1. Planning to give a big gift this festive season? Here’s when you may have to pay tax

Planning to give a big gift this festive season? Here’s when you may have to pay tax

The pre-diwali season has kicked off. And this is the perfect time to pamper your family or business associates or your employees with gifts.

By: | Published: October 13, 2016 10:39 AM
tax Any gifts received on marriage or as part of an inheritance are also tax free.

The pre-diwali season has kicked off. And this is the perfect time to pamper your family or business associates or your employees with gifts. While your reasons for gifting may be all wonderful, the tax department has put laws to make sure it does not become a strategy for tax saving.

Receiving Gifts

Those who receive large gifts have to be careful about paying tax on them. In some case gifts may be exempt from tax or sometimes a tax liability may arise. Let’s find out.
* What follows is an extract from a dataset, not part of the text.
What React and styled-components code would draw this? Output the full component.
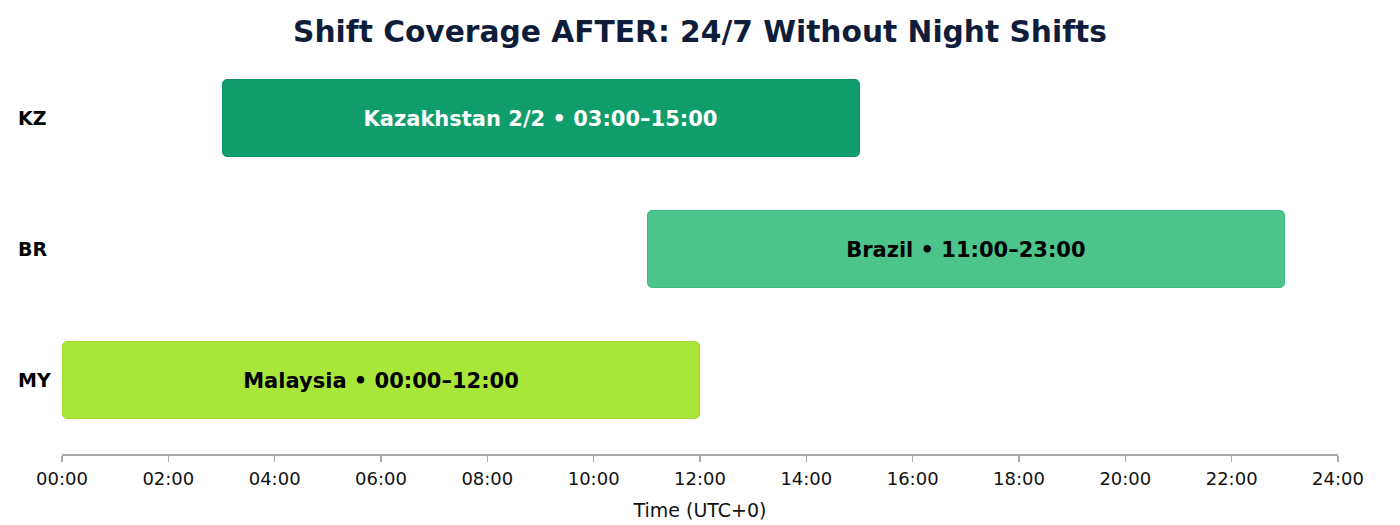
import React from 'react';
import styled, { createGlobalStyle } from 'styled-components';

const GlobalStyle = createGlobalStyle`
  html, body {
    margin: 0;
    padding: 0;
    background: #ffffff;
  }
  body {
    font-family: "DejaVu Sans", "Liberation Sans", sans-serif;
  }
`;

const SHIFTS = [
  { code: 'KZ', label: 'Kazakhstan 2/2 • 03:00–15:00', start: 3, end: 15, bg: '#109d6c', border: '#0e9264', color: '#ffffff' },
  { code: 'BR', label: 'Brazil • 11:00–23:00', start: 11, end: 23, bg: '#4cc48b', border: '#3fbb7f', color: '#000000' },
  { code: 'MY', label: 'Malaysia • 00:00–12:00', start: 0, end: 12, bg: '#a9e63a', border: '#9edc30', color: '#000000' },
];

const TICKS = [0, 2, 4, 6, 8, 10, 12, 14, 16, 18, 20, 22, 24];

const Page = styled.div`
  width: 1400px;
  height: 525px;
  display: flex;
  flex-direction: column;
  overflow: hidden;
`;

const Title = styled.h1`
  margin: 0;
  padding-top: 12px;
  height: 40px;
  line-height: 40px;
  text-align: center;
  font-size: 29.7px;
  font-weight: bold;
  color: #0f1d3a;
`;

const Chart = styled.div`
  display: grid;
  grid-template-columns: 62px 1276px;
`;

const RowLabel = styled.div`
  height: 131px;
  display: flex;
  align-items: center;
  padding-left: 18px;
  padding-top: 1px;
  box-sizing: border-box;
  font-size: 19px;
  font-weight: bold;
  color: #000;
`;

const Track = styled.div`
  height: 131px;
  display: flex;
  align-items: center;
`;

const Bar = styled.div`
  box-sizing: border-box;
  height: 78px;
  padding-top: 2px;
  border-radius: 5px;
  border: 1px solid ${(p) => p.$border};
  background: ${(p) => p.$bg};
  color: ${(p) => p.$color};
  display: flex;
  align-items: center;
  justify-content: center;
  font-size: 21px;
  font-weight: bold;
  white-space: nowrap;
`;

const AxisArea = styled.div`
  grid-column: 2;
  margin-top: 9px;
  position: relative;
  height: 70px;
  border-top: 2px solid #aaaaaa;
`;

const Tick = styled.div`
  position: absolute;
  top: 0;
  width: 0;
  display: flex;
  flex-direction: column;
  align-items: center;
`;

const TickMark = styled.div`
  width: 1.5px;
  height: 6px;
  background: #aaaaaa;
`;

const TickLabel = styled.div`
  margin-top: 6px;
  font-size: 18px;
  line-height: 22px;
  color: #111;
  white-space: nowrap;
`;

const AxisTitle = styled.div`
  position: absolute;
  left: 0;
  right: 0;
  top: 42px;
  text-align: center;
  font-size: 19px;
  line-height: 24px;
  color: #111;
`;

const pad = (h) => `${String(h).padStart(2, '0')}:00`;

export default function App() {
  return (
    <Page>
      <GlobalStyle />
      <Title>Shift Coverage AFTER: 24/7 Without Night Shifts</Title>
      <Chart>
        {SHIFTS.map((s) => (
          <React.Fragment key={s.code}>
            <RowLabel>{s.code}</RowLabel>
            <Track>
              <Bar
                $bg={s.bg}
                $border={s.border}
                $color={s.color}
                style={{
                  marginLeft: `${(s.start / 24) * 100}%`,
                  width: `${((s.end - s.start) / 24) * 100}%`,
                }}
              >
                {s.label}
              </Bar>
            </Track>
          </React.Fragment>
        ))}
        <AxisArea>
          {TICKS.map((t) => (
            <Tick key={t} style={{ left: `${(t / 24) * 100}%` }}>
              <TickMark />
              <TickLabel>{pad(t)}</TickLabel>
            </Tick>
          ))}
          <AxisTitle>Time (UTC+0)</AxisTitle>
        </AxisArea>
      </Chart>
    </Page>
  );
}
To test whether your receipt is taxable, keep these three things in mind:

Who is the giver?

What is the occasion?

What is the value of gifts received?

Who is the giver?

Gifts received from family are not taxable. So any gift received by you from your spouse or parents or brother or sister (or in laws), irrespective of its value or the occasion, is not taxable for you. Transfer of fixed deposits, gift of cash, or valuables, jewellery, are not taxable when these are given by your family. These gifts must be properly supported and their source must be traceable.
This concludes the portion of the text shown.